The lack of concrete details is a cornerstone of the central theme. Ironically, this lack of context for the story would seem an anathema to current game design. As we start the game, all we know about the hero is that he’s trying to revive a woman, and that he’s willing to do anything to accomplish this goal. We don’t know his name, where he comes from, or even his relationship with the woman–is his love one sided or does she return it? Does she even know who he is? According to current game theory, starting with these kind of vagaries distances the player from the character, hindering any emotional connection, and this is true. I don’t know this woman, I don’t care about her, but I’m intrigued by the man’s dedication to her, and that curiosity, that mystery of their past, is more compelling than any back story could be. I play the game to find out more, I’m hooked, and I think the audience in a theater would be hooked as well.
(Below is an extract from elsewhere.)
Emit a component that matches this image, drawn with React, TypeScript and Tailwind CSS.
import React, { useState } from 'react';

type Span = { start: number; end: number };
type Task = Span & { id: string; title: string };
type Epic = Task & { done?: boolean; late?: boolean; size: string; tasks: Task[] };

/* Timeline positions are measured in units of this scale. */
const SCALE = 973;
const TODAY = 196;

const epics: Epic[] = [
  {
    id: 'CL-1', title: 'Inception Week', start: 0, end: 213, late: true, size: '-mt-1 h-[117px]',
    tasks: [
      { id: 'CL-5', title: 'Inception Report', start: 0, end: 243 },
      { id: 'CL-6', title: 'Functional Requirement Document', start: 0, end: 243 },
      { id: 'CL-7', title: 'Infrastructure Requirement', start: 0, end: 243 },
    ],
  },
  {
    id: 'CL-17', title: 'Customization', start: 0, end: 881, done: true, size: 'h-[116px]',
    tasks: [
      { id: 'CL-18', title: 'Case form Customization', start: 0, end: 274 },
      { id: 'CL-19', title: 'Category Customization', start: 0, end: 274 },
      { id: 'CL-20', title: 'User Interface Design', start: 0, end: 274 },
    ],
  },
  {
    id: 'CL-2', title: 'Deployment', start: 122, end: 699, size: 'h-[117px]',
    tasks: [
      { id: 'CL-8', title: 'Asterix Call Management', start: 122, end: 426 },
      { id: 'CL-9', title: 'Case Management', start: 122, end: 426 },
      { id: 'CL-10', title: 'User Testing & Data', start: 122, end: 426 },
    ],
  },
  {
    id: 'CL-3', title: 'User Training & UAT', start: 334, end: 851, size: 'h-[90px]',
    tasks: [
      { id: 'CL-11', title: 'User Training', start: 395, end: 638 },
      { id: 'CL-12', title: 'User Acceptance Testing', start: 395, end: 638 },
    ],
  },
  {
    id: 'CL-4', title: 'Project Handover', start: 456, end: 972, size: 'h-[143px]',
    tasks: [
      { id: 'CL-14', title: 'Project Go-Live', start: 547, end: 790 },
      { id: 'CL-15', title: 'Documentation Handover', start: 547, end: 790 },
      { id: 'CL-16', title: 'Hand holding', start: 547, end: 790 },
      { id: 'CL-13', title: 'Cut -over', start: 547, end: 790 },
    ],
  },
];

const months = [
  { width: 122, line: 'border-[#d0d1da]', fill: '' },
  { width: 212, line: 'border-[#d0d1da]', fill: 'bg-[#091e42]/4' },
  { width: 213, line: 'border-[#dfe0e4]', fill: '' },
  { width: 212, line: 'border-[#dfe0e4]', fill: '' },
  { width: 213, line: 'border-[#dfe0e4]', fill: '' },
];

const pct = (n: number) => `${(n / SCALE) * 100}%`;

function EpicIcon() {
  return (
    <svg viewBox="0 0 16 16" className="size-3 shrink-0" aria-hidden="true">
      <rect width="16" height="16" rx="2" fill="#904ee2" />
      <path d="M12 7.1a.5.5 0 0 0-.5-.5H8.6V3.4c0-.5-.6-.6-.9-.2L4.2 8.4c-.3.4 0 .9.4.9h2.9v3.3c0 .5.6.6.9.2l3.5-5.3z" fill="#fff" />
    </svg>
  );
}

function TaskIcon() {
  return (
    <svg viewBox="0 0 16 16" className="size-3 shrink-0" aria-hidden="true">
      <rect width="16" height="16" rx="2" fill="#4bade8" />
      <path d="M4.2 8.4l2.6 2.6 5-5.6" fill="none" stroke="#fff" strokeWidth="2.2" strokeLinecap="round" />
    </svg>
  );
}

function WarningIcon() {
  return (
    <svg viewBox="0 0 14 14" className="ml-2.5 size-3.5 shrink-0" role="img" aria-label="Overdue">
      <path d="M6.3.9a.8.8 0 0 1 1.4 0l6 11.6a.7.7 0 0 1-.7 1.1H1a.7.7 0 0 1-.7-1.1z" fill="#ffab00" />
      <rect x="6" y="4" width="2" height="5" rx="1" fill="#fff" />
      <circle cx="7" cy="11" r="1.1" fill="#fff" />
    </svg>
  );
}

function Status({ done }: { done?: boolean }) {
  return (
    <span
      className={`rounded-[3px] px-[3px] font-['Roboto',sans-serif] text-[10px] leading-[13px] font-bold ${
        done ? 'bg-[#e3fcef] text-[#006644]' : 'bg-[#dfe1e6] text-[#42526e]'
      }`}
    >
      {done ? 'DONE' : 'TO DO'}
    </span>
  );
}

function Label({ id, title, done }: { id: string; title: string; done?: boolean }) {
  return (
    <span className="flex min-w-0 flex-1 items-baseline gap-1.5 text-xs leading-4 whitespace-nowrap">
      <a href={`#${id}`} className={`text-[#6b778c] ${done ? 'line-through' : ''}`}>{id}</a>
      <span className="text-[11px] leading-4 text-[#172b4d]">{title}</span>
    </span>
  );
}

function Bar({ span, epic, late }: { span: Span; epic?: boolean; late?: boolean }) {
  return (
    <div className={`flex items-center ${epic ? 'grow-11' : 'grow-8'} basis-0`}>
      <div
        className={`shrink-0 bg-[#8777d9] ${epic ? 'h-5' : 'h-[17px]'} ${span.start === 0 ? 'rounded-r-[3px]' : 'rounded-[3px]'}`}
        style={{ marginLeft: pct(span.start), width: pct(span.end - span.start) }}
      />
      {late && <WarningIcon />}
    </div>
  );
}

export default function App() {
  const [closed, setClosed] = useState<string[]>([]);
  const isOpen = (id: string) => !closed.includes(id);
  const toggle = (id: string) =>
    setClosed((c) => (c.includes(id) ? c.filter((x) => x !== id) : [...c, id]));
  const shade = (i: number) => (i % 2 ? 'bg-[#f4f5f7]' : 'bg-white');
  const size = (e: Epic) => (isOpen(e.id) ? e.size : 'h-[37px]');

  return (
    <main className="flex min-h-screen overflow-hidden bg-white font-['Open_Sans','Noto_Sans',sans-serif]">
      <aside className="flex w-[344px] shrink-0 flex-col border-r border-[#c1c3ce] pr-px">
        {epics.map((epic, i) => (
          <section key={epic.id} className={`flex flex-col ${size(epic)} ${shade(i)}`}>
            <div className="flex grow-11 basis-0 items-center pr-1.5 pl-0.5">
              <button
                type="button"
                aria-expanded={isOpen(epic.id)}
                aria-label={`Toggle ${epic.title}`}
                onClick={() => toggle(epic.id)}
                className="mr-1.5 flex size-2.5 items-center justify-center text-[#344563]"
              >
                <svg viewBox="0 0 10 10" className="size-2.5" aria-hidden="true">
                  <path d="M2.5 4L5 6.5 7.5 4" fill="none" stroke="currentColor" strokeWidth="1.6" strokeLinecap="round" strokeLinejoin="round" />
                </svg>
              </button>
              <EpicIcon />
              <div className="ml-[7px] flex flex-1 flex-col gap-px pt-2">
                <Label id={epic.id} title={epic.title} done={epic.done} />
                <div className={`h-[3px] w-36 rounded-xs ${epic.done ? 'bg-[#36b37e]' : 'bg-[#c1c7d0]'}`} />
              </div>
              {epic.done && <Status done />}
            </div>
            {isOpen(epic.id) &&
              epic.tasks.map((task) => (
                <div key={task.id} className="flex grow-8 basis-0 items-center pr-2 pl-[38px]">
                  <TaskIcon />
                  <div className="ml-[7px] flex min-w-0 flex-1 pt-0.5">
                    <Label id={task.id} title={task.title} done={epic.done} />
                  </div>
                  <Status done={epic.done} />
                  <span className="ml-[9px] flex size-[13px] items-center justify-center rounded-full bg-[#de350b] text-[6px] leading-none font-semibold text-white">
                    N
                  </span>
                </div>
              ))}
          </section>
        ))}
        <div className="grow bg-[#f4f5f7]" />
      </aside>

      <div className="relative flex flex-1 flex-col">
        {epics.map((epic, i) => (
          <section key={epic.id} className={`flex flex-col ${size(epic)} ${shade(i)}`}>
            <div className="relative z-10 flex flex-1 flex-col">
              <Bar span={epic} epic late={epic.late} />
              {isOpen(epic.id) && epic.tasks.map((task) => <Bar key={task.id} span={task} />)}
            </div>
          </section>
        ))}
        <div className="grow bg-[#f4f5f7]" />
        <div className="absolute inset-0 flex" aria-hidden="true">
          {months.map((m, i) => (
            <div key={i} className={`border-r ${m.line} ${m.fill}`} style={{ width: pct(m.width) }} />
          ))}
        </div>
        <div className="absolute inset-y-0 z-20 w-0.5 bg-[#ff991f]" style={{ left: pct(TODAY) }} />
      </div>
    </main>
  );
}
So I set off in search of colossi, traveling all across this mysterious land, and that brings me to the second key aspect: This beautiful, empty land. Any film adaptation of Shadow of the Colossus must set aside a substantial amount of time to show the journey from colossus to colossus, and it must be serene, the landscape must be breathtaking, and it must invoke a painful loneliness. The journey must be shown because this is when we start to care about the main character. We start to care because the environment reflects his current state of mind: His world feels empty without his loved one in it, and so we see an empty world before us. We’re forced to exist in a world devoid of meaningful human interaction, a world full of beauty but no one to share it with. This fact is never far from our mind thanks to the scattered ruins that dot the fields and mountains and deserts, emphasizing there were once people here, but not anymore. Some gamers didn’t like this part of Shadow of the Colossus, they found it boring and wished to fight smaller enemies on their way to the boss battles, and I suspect that many audience members will feel the same. It’s very important that any adaptation not bow to this pressure because the journey across the land is the only time that we’re able to connect with the hero. To be fair, what I’m asking of the filmmaker is tricky to pull off: Make something purposefully slow-paced, but not boring, and stuffed with symbolism. It’s a challenge, but more than doable, see Into The Wild.
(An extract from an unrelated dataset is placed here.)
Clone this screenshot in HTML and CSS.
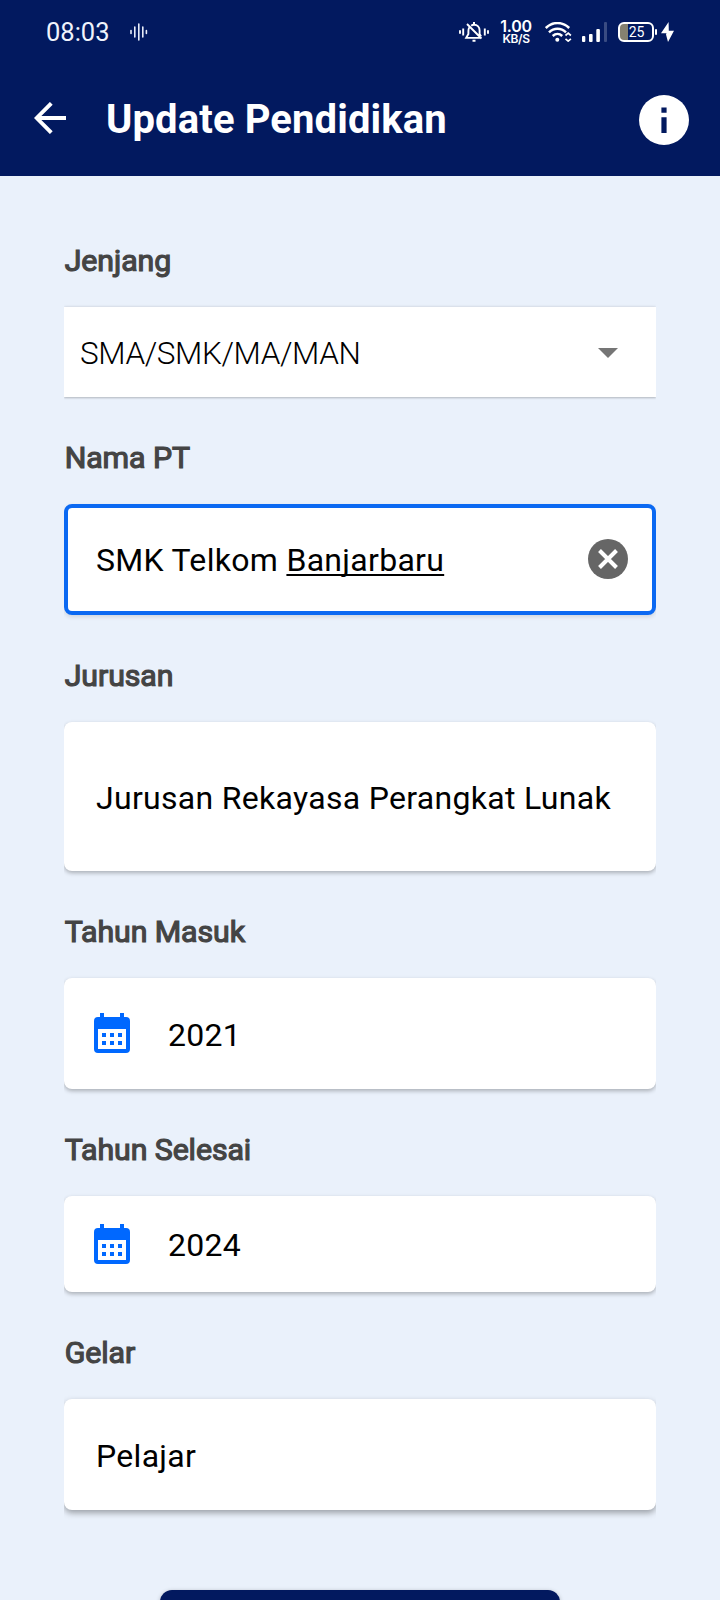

Finally there’s the colossi themselves. It’s obviously impossible to fit all sixteen of the beasts into your average 2 hour movie, and that’s fine. Picking 2 or 3 of the most memorable is the best way to go, I believe, and I actually think it would be wise not to put the last colossus in the movie. On a personal note, I’d love to see the 13th colossus brought to the big screen; it’s just my favorite battle, and easily one of the most memorable. In the end it doesn’t matter so much which one they choose, but rather how each battle is depicted. These are amazing creatures, grander than any animal on Earth, and they should be portrayed as such; the audience should be awestruck by each colossus…then forced to watch them die painful deaths. The colossi are always stabbed repeatedly in a sensitive area and their deaths are always directly by our hand, there’s no falling off a cliff or onto any jutting rock, it’s always us. And we always start the fight, either by invading their territory or by attacking first. In fact, in some cases, like the 13th colossus I love so much, they never even fight back but try to run away. We literally hunt them down and kill them. The death of each colossus is a sad event, and twists our perceptions of the main character. We were rooting for him to succeed, but after seeing the consequences of his actions we wonder if we should. Each death serves as a counterpoint to the loneliness of the environment, and we’re essentially able to see both sides of the argument: We feel the man’s pain, we admire his goal, but we question if this woman’s life is worth more than the life of the colossi.

There are no real “bad guys” or “good guys” in Shadow of the Colossus. The vague story in the beginning puts the “hero” and the colossi on equal ground, the environment then makes us feel for the hero, but then the wonder of the colossi makes us feel for them. We know that this man is fighting to save his loved one, and love is traditionally a cause worth fighting for, but again the vague story allows us to look past this cliched motivation and ask, not just as a throwaway tag line but a real philosophical question, how far should we go for love? This is the central theme in Shadow of the Colossus; a common theme but told in an uncommon way, not through dialogue or exposition but through the environment and actions of the main character. This is what must be adapted, not the epic battles,  not the ending, not the music (though any adaptation should use the same soundtrack, it’s the best of any game I’ve heard), but the subtleties of the theme and story. Climbing a colossus may be a unique concept for games and film, but it’s that unique idea combined with the story that really put this game over the top, and made it the darling of gamers everywhere. Failure to realize that will result in a failure of a movie.